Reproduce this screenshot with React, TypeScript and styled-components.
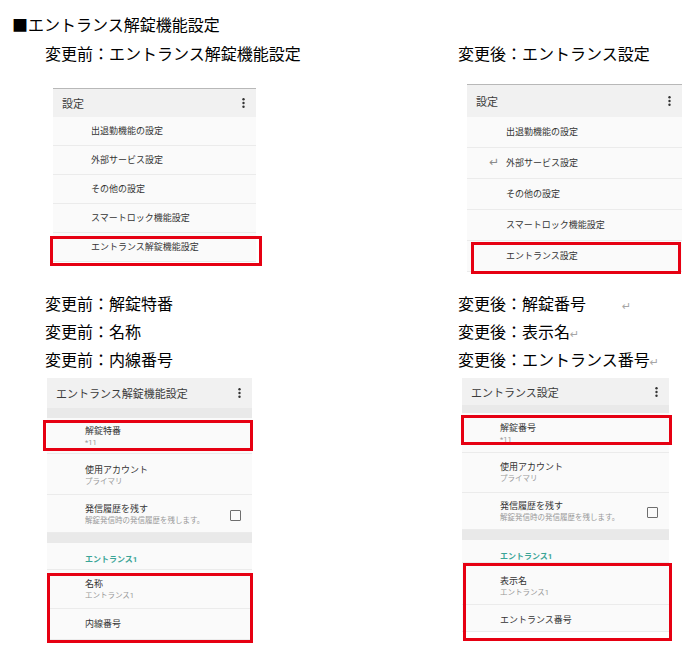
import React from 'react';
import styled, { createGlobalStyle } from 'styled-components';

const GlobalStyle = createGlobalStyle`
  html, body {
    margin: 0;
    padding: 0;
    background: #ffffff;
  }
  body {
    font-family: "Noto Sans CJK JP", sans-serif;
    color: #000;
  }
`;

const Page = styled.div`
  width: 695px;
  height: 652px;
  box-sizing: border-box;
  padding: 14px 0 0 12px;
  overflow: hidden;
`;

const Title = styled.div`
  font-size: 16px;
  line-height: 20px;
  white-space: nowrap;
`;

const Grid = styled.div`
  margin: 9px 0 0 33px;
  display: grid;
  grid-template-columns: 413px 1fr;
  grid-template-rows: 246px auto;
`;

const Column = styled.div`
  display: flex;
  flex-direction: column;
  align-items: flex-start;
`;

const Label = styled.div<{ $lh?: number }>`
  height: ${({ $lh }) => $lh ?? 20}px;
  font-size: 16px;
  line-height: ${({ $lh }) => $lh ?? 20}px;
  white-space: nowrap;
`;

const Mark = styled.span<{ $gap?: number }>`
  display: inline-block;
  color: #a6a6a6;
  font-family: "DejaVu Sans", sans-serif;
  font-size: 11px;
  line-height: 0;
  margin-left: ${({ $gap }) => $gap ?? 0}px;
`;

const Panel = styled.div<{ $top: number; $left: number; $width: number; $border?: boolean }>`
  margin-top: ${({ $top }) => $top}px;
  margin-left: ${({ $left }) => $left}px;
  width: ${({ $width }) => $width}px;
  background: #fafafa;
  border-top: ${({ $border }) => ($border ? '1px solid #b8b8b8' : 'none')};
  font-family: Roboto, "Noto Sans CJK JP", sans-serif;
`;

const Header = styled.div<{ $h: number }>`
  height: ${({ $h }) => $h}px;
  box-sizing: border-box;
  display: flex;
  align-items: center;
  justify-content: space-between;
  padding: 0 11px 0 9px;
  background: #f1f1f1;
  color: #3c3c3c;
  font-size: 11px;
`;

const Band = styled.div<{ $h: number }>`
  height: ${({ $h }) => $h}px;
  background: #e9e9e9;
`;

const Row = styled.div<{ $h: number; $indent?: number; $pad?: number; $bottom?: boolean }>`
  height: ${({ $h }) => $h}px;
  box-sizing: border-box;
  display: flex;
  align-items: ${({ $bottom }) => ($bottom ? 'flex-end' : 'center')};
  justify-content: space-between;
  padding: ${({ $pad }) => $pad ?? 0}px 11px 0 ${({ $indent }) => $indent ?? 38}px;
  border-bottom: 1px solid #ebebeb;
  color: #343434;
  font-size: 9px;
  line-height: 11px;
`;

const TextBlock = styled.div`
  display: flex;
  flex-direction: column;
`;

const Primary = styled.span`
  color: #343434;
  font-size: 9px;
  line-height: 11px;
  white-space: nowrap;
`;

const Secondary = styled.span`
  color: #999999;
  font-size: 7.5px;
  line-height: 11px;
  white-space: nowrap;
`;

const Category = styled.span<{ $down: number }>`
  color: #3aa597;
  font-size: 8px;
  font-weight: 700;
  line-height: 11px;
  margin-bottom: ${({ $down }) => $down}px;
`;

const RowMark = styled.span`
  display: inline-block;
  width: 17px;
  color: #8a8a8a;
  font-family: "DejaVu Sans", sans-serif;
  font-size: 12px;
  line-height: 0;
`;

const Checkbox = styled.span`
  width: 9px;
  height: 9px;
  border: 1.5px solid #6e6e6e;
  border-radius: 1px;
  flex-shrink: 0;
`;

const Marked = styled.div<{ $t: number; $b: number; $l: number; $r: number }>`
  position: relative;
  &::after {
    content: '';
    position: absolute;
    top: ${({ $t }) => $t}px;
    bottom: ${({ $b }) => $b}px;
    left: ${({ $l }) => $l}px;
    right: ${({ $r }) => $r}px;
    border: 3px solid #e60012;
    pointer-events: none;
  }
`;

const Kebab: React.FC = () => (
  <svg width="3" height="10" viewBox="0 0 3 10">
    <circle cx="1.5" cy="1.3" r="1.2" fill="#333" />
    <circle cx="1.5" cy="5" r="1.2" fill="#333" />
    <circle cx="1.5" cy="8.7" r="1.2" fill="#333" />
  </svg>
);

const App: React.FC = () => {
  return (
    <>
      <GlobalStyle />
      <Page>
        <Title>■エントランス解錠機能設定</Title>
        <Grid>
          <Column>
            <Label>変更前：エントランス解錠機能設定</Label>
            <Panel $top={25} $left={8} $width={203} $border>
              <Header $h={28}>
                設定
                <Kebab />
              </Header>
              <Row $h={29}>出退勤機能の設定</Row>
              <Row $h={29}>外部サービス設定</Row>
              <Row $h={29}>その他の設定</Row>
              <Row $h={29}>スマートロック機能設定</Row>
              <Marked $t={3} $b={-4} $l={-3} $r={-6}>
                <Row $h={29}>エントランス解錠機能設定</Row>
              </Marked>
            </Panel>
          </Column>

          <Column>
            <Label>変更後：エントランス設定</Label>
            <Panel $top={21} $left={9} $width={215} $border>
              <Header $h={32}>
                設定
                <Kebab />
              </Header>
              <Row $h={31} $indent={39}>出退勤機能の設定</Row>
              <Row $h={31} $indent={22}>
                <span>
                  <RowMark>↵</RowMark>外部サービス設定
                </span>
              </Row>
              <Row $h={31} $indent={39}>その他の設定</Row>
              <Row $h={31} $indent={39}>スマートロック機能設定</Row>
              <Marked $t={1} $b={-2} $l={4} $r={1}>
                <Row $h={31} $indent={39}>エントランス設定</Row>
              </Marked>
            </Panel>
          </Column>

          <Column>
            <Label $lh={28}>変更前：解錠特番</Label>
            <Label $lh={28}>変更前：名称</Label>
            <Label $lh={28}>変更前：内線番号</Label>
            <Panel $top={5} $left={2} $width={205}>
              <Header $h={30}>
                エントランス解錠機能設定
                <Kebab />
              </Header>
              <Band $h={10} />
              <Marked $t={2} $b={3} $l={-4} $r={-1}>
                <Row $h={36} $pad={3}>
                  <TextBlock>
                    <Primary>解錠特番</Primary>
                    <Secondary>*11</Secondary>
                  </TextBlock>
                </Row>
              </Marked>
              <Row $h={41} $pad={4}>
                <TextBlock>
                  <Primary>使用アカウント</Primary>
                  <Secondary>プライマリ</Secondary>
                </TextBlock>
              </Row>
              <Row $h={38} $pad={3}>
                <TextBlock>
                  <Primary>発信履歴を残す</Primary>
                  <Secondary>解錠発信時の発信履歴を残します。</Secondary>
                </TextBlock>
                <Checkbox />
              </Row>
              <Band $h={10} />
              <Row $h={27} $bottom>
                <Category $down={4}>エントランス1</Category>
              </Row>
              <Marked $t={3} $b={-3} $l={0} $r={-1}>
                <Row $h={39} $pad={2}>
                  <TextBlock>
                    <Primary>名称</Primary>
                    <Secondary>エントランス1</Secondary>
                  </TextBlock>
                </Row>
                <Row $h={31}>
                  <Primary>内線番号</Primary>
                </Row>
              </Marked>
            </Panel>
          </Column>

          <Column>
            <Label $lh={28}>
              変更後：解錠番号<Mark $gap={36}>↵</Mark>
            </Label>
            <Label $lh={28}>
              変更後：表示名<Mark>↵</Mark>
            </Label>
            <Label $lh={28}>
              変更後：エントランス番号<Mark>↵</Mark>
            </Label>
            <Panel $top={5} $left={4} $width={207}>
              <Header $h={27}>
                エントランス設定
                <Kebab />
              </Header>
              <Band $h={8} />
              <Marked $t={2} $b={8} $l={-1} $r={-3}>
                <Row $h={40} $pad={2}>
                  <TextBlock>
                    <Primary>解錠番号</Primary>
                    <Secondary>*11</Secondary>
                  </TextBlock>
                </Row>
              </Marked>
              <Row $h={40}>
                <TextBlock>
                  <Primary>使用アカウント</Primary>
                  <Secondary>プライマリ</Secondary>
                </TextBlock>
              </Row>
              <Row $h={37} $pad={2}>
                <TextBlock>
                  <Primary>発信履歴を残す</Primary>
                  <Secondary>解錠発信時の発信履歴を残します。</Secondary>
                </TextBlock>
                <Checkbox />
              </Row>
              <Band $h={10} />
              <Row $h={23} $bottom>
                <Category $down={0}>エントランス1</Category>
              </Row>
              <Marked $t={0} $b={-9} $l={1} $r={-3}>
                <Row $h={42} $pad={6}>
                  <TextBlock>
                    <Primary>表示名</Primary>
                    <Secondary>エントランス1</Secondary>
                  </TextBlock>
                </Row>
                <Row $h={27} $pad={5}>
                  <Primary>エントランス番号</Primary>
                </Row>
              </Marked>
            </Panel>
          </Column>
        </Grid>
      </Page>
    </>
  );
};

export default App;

══════════════════════════════

# EXERCISE TASK:
Return all lines with the word "components" in them.

# SOLUTION FOR THIS PROBLEM:
Reproduce this screenshot with React, TypeScript and styled-components.
import styled, { createGlobalStyle } from 'styled-components';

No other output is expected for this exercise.